Jouabilité / difficulté
Les commandes sont très simples à comprendre, un nombre suffisant de lieux à prospecter a été prévu pour éviter que l’on ne tourne en rond trop vite, mais le jeu des Guignols n’est tout de même pas terrible de ce point de vue là. On ne comprend pas toujours pourquoi tel reportage est jugé valable et tel autre pas. Les points de progression plus ou moins élevés attribués en cas de succès restent eux aussi un mystère total. En fonction de ces cotations pour le moins hasardeuses, une partie peut être très longue ou très courte… et on ne sait jamais exactement pour quelle raison.
Son
Les voix des Guignols, ni plus ni moins, ont été insérées dans le jeu en très grand nombre. A chaque fois ou presque que l’on clique sur un objet, il se produit quelque chose. Les autres bruitages sont incongrus et plutôt dispensables.
En bref : 12/20
Les Guignols de l’Info est un soft assez étrange. On passe indéniablement un bon moment sur ce jeu qui ne manque évidemment pas d’humour, mais sa replay-value est proche du zéro. Ce n’est pas la faute de l’équipe de programmation qui a conçu des lieux et des missions en grand nombre, mais le principe même du gameplay n’a d’intérêt que le temps de découvrir toutes les surprises qui parsèment les différentes phases du jeu.
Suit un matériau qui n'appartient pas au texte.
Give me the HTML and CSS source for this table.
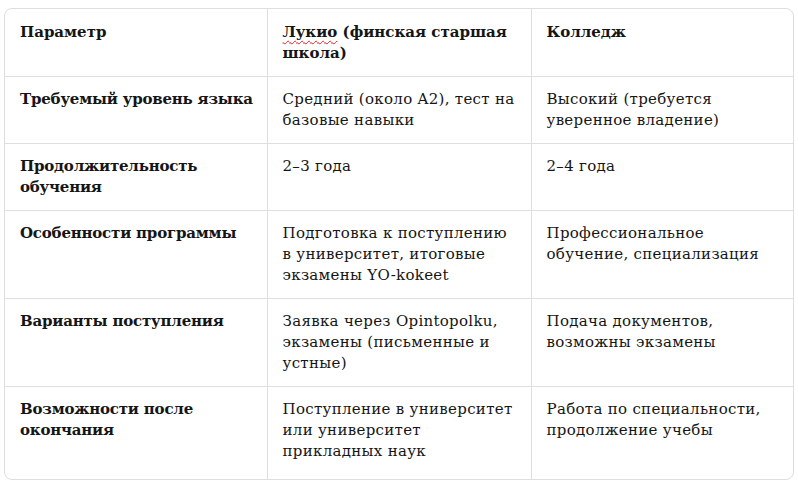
FILE: index.html
```html
<!DOCTYPE html>
<html lang="ru">
<head>
<meta charset="utf-8">
<link rel="stylesheet" href="styles.css">
</head>
<body>
<div class="wrap">
<table class="grid">
<colgroup><col class="c1"><col class="c2"><col class="c3"></colgroup>
<thead>
<tr><th>Параметр</th><th><span class="spell">Лукио</span> (финская старшая школа)</th><th>Колледж</th></tr>
</thead>
<tbody>
<tr><td class="label">Требуемый уровень языка</td><td>Средний (около A2), тест на базовые навыки</td><td>Высокий (требуется уверенное владение)</td></tr>
<tr><td class="label">Продолжительность обучения</td><td>2–3 года</td><td>2–4 года</td></tr>
<tr><td class="label">Особенности программы</td><td>Подготовка к поступлению в университет, итоговые экзамены YO-kokeet</td><td>Профессиональное обучение, специализация</td></tr>
<tr><td class="label">Варианты поступления</td><td>Заявка через Opintopolku, экзамены (письменные и устные)</td><td>Подача документов, возможны экзамены</td></tr>
<tr class="last"><td class="label">Возможности после окончания</td><td>Поступление в университет или университет прикладных наук</td><td>Работа по специальности, продолжение учебы</td></tr>
</tbody>
</table>
</div>
</body>
</html>
```
FILE: styles.css
```css
html, body { background: #ffffff; }
body {
  margin: 8px 4px 0 4px;
  font-family: "DejaVu Serif", serif;
  font-size: 15px;
  color: #151515;
}
.wrap {
  border: 1px solid #dedede;
  border-radius: 8px;
  overflow: hidden;
}
.grid {
  width: 100%;
  border-collapse: collapse;
  table-layout: fixed;
}
.c1 { width: 262px; }
.c2 { width: 264px; }
.c3 { width: auto; }
.grid th, .grid td {
  text-align: left;
  vertical-align: top;
  padding: 12px 13px 12px 15px;
  line-height: 21px;
  letter-spacing: 0.3px;
  border-left: 1px solid #dedede;
  border-top: 1px solid #dedede;
}
.grid th:first-child, .grid td:first-child { border-left: none; }
.grid thead th {
  border-top: none;
  font-weight: 700;
  letter-spacing: 0;
  padding-top: 13px;
  padding-right: 8px;
}
.grid td.label { font-weight: 700; letter-spacing: -0.2px; padding-right: 8px; }
.grid .last td { padding-bottom: 17px; }
.spell {
  text-decoration: underline wavy #e02020;
  text-decoration-thickness: 1px;
  text-underline-offset: 3px;
}
```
Une fois que l’on sait où filmer dans le cadre de chaque mission, il ne reste plus qu’à ranger à jamais le jeu dans son boîtier. Mieux vaut considérer le « jeu » des guignols comme une agréable promenade interactive dans leur univers, qu’on se contenterait de visualiser de temps en temps pour rire un bon coup, comme on le ferait pour une rétrospective des sketchs de cette époque.